Studies by countries with and without gun laws, with mild or severe constraints and with comparative results over changing laws and changing time show consistently that violence is influenced mainly by social and economic factors; the change in laws changes only the weapon of choice. The notion that guns protect citizens is not borne up consistently in the same studies either. The idea that guns allow the ordinary citizen an outlier moment where he kills or maims in a momentary and atypical fashion is not the case; virtually no murderer is an "ordinary citizen" but rather a habitual lawbreaker of violent character. (In the Harvard Review where these studies were collated the recurring description was "aberrant.") Indeed, violence in ordinary families is infrequent.
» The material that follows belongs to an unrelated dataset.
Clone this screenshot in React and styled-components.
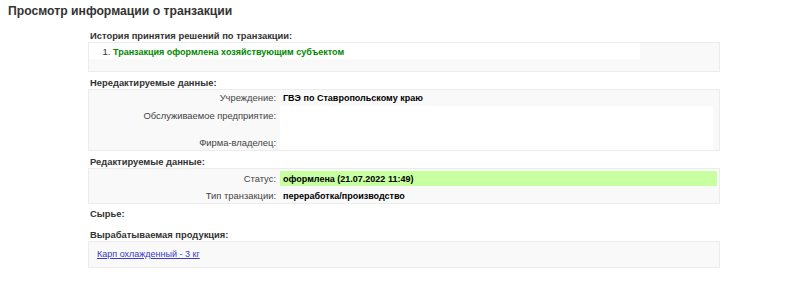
import React from "react";
import styled, { createGlobalStyle } from "styled-components";

const Global = createGlobalStyle`
  html, body { margin: 0; padding: 0; background: #fff; }
  body { font-family: "Liberation Sans", Arial, sans-serif; font-size: 10px; color: #000; }
`;

const Page = styled.div`
  padding: 4px 8px 0 8px;
`;

const Title = styled.h1`
  margin: 0 0 12px 0;
  font-family: "Liberation Sans", Arial, sans-serif;
  font-size: 12.2px;
  line-height: 14px;
  font-weight: bold;
  color: #333;
`;

const Content = styled.div`
  margin-left: 80px;
  width: 632px;
  display: flex;
  flex-direction: column;
`;

const Label = styled.div`
  font-family: "Liberation Sans", Arial, sans-serif;
  font-size: 9.4px;
  font-weight: bold;
  color: #333;
  padding-left: 2px;
  height: 12px;
  line-height: 12px;
  margin-bottom: ${(p) => p.$mb ?? 0}px;
`;

const Box = styled.div`
  background: #f9f9f9;
  border: 1px solid #ececec;
  margin-bottom: ${(p) => p.$mb ?? 0}px;
  min-height: ${(p) => p.$h ?? 0}px;
  box-sizing: border-box;
`;

const List = styled.ol`
  margin: 0;
  padding: 3px 0 1px 24px;
  width: 527px;
  background: #fff;
  font-family: "Liberation Sans", Arial, sans-serif;
  font-size: 9.5px;
  color: #333;
  li { line-height: 12px; }
`;

const Green = styled.span`
  color: #080;
  font-weight: bold;
  font-size: 9px;
`;

const Grid = styled.div`
  display: grid;
  grid-template-columns: 191px 1fr;
  padding: ${(p) => p.$pt}px ${(p) => p.$pr}px 0 0;
`;

const Key = styled.div`
  text-align: right;
  color: #444;
  font-size: 9.4px;
  padding-right: 4px;
  height: ${(p) => p.$h}px;
  line-height: 12px;
  padding-top: ${(p) => p.$pt ?? 2}px;
  box-sizing: border-box;
`;

const Value = styled.div`
  font-weight: bold;
  font-size: 9px;
  color: #000;
  padding-left: 3px;
  height: ${(p) => p.$h}px;
  line-height: 12px;
  padding-top: ${(p) => p.$pt ?? 2}px;
  box-sizing: border-box;
  background: ${(p) => p.$bg || "transparent"};
`;

const Link = styled.a`
  color: #3b3bc4;
  text-decoration: underline;
  font-size: 9px;
`;

const LinkBox = styled.div`
  padding: 6px 8px 7px 8px;
  line-height: 12px;
`;

export default function App() {
  return (
    <>
      <Global />
      <Page>
        <Title>Просмотр информации о транзакции</Title>
        <Content>
          <Label>История принятия решений по транзакции:</Label>
          <Box $mb={5} $h={30}>
            <List>
              <li><Green>Транзакция оформлена хозяйствующим субъектом</Green></li>
            </List>
          </Box>
          <Label $mb={0}>Нередактируемые данные:</Label>
          <Box $mb={5}>
            <Grid $pt={0} $pr={6}>
              <Key $h={16}>Учреждение:</Key>
              <Value $h={16}>ГВЭ по Ставропольскому краю</Value>
              <Key $h={26} $pt={4}>Обслуживаемое предприятие:</Key>
              <Value $h={26} $pt={4} $bg="#fff"></Value>
              <Key $h={18} $pt={5}>Фирма-владелец:</Key>
              <Value $h={18} $pt={5} $bg="#fff"></Value>
            </Grid>
          </Box>
          <Label $mb={0}>Редактируемые данные:</Label>
          <Box $mb={4}>
            <Grid $pt={2} $pr={2}>
              <Key $h={15} $pt={2}>Статус:</Key>
              <Value $h={15} $pt={2} $bg="#c8ffa0">оформлена (21.07.2022 11:49)</Value>
              <Key $h={17} $pt={4}>Тип транзакции:</Key>
              <Value $h={17} $pt={4}>переработка/производство</Value>
            </Grid>
          </Box>
          <Label $mb={9}>Сырье:</Label>
          <Label $mb={0}>Вырабатываемая продукция:</Label>
          <Box>
            <LinkBox>
              <Link href="#">Карп охлажденный - 3 кг</Link>
            </LinkBox>
          </Box>
        </Content>
      </Page>
    </>
  );
}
So what is the origin of our rush to legislate when gun violence occurs? A major factor is our refusal to accept evidence for what it is and the humility it implies. We bull our way through limited studies with limited conclusions in a frenzy of desperation to make some difference somehow. That and a remarkably primitive willingness to accept imitative magic, confident in fine-tuning neutral circumstances.
After all, when a comet appears, something important is happening somewhere.

But there is another, less whimsical element. We do not want some people to be worse than others. We want circumstances to differentiate us, not essence. There is a fear that, if some people are truly different, truly hostile to our peaceful way of life, the social structure itself will fail, a belief that is almost the direct obverse of reality.

So we intervene to intervene, confident in our good intent and blind to the destructive placebo we give ourselves in the place of true understanding.